Given entries:

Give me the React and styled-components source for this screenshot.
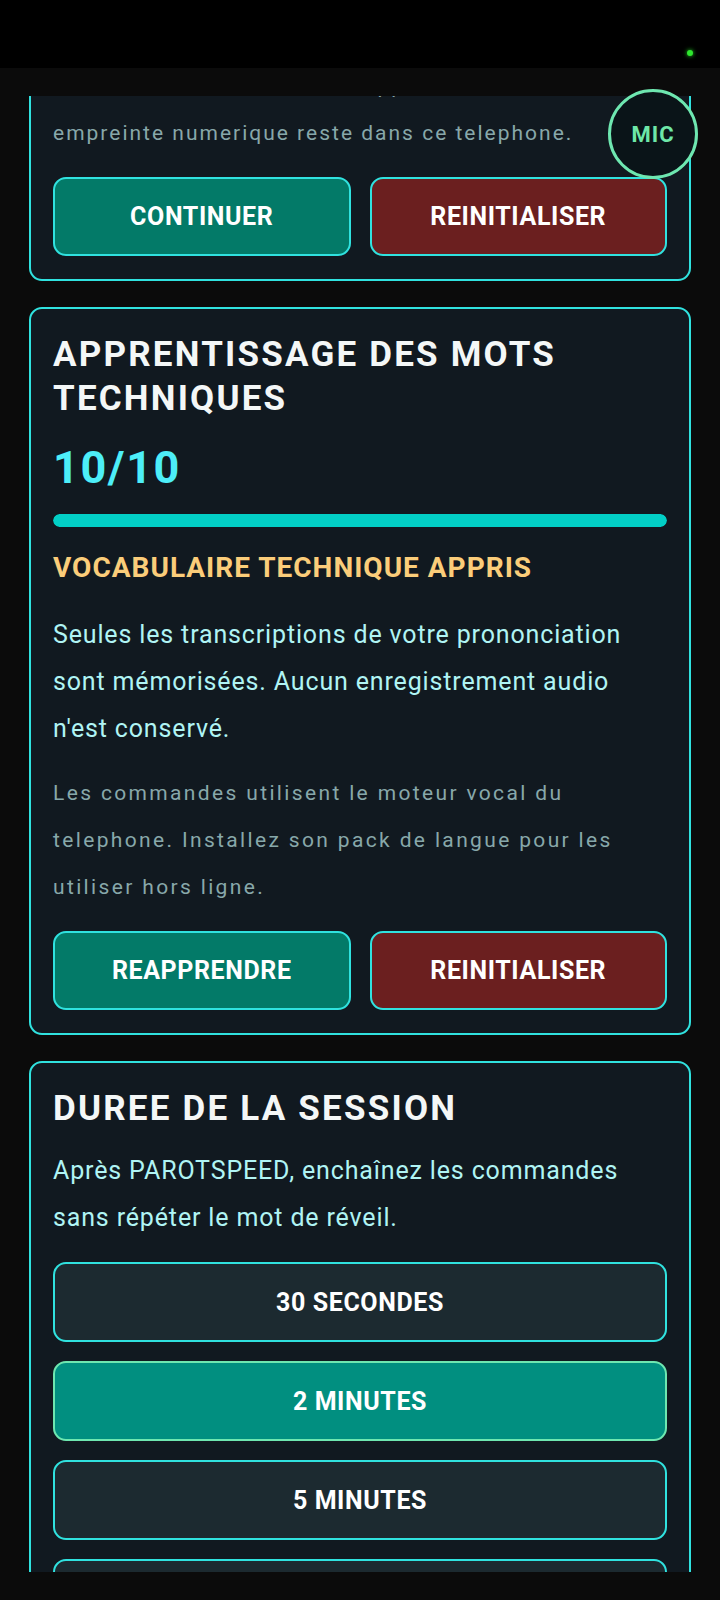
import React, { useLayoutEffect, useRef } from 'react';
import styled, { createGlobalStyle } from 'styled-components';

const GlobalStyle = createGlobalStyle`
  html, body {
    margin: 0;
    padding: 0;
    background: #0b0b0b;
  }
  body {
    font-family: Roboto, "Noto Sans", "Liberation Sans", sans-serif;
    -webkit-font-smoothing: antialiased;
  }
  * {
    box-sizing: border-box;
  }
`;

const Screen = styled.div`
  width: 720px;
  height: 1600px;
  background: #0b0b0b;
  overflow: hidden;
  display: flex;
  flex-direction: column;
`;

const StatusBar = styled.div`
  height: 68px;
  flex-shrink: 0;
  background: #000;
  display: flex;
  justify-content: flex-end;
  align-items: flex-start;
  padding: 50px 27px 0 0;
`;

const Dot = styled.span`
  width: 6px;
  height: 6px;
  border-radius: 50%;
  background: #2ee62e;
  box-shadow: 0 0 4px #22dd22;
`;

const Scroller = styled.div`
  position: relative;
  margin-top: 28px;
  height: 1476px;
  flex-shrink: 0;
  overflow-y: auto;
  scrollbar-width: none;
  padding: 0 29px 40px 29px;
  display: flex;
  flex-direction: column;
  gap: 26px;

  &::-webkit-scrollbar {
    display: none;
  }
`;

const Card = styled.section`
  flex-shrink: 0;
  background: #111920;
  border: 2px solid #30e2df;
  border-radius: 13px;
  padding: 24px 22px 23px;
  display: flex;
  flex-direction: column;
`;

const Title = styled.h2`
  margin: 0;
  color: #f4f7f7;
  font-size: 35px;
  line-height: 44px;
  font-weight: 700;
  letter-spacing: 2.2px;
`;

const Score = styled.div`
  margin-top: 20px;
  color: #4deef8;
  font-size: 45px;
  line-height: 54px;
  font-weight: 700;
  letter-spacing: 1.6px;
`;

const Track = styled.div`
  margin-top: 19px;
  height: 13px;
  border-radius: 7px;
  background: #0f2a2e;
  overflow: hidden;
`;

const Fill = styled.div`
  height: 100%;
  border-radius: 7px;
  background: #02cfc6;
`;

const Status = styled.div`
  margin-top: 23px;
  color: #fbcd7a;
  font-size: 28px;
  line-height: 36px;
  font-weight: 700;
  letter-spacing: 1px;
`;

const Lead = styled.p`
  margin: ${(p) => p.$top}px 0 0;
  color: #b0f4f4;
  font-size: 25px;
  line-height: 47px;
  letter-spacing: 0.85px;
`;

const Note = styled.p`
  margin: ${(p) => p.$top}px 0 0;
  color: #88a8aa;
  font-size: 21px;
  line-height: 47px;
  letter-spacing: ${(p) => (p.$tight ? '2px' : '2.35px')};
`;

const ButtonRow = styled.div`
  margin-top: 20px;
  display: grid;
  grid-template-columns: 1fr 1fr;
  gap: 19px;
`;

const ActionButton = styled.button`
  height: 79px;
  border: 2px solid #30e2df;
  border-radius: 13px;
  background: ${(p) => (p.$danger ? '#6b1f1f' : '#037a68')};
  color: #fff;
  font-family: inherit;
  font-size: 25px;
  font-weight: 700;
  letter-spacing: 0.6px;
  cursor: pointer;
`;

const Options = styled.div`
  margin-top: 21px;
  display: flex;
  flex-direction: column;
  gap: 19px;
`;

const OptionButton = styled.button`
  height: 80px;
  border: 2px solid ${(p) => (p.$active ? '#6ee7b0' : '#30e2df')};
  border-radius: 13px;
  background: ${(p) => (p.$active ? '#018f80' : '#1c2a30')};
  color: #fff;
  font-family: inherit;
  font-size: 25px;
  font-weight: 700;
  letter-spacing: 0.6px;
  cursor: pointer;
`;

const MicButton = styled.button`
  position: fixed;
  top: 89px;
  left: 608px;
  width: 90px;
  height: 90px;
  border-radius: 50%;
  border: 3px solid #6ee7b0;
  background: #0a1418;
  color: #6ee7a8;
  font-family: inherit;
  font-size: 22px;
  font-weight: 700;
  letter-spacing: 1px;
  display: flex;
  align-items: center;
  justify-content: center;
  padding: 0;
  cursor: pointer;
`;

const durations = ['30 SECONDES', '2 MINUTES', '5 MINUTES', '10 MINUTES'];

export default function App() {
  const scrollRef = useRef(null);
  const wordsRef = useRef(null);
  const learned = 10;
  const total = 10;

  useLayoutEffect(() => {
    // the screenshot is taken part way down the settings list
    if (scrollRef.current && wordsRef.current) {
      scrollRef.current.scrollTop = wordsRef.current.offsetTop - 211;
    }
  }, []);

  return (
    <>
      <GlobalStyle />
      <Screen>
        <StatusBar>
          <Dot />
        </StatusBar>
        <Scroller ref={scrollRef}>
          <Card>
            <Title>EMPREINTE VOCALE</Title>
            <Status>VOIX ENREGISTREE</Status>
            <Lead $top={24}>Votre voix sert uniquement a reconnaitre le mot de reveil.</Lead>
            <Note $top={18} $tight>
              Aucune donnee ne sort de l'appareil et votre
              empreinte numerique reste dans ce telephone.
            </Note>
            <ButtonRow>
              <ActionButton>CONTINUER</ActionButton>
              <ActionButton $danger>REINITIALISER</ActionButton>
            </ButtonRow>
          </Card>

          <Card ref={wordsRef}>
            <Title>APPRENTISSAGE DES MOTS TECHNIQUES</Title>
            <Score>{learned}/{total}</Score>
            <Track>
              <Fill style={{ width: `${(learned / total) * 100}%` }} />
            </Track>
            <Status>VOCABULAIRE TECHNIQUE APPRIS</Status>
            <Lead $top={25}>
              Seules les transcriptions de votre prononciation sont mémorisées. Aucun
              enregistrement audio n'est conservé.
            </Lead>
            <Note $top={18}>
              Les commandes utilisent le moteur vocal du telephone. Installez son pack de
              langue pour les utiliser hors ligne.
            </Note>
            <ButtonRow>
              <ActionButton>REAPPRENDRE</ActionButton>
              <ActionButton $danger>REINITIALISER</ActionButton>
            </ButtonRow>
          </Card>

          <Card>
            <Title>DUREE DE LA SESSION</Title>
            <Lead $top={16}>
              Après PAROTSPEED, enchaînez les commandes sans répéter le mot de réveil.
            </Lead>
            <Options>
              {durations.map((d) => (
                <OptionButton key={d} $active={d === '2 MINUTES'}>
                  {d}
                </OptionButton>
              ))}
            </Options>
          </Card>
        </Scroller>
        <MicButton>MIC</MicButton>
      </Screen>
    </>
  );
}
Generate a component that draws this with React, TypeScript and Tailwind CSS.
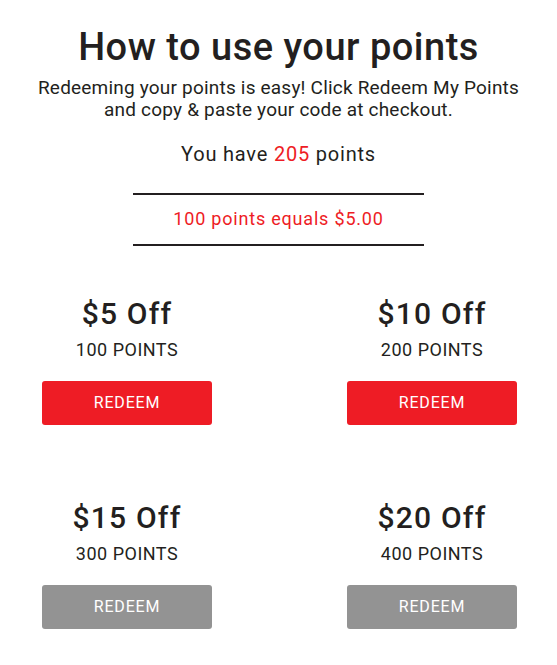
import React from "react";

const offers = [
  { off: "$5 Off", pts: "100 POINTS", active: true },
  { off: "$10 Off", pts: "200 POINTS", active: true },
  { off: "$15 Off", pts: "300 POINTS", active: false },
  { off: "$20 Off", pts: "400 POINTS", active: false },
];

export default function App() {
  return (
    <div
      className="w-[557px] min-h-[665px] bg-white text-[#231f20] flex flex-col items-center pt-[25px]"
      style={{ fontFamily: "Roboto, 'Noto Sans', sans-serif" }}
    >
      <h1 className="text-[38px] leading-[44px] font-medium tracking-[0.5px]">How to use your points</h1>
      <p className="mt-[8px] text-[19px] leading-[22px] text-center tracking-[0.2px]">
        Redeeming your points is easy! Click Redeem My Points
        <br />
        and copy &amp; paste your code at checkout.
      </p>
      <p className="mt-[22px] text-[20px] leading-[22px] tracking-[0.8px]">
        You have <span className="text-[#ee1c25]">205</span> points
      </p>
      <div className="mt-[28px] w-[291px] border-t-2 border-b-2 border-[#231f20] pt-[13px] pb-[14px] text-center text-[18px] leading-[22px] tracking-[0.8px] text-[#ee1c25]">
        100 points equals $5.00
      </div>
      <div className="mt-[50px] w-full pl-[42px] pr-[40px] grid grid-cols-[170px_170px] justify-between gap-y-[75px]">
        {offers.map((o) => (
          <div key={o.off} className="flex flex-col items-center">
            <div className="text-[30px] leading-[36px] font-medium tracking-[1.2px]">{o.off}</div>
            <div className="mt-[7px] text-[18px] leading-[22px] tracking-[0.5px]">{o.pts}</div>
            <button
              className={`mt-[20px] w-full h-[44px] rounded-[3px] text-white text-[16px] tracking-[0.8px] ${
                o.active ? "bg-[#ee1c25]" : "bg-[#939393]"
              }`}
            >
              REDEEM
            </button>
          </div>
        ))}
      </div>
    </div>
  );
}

Given exercise:
Using the records above, find and show each line with the string "screenshot".

Exercise answer:
Give me the React and styled-components source for this screenshot.
    // the screenshot is taken part way down the settings list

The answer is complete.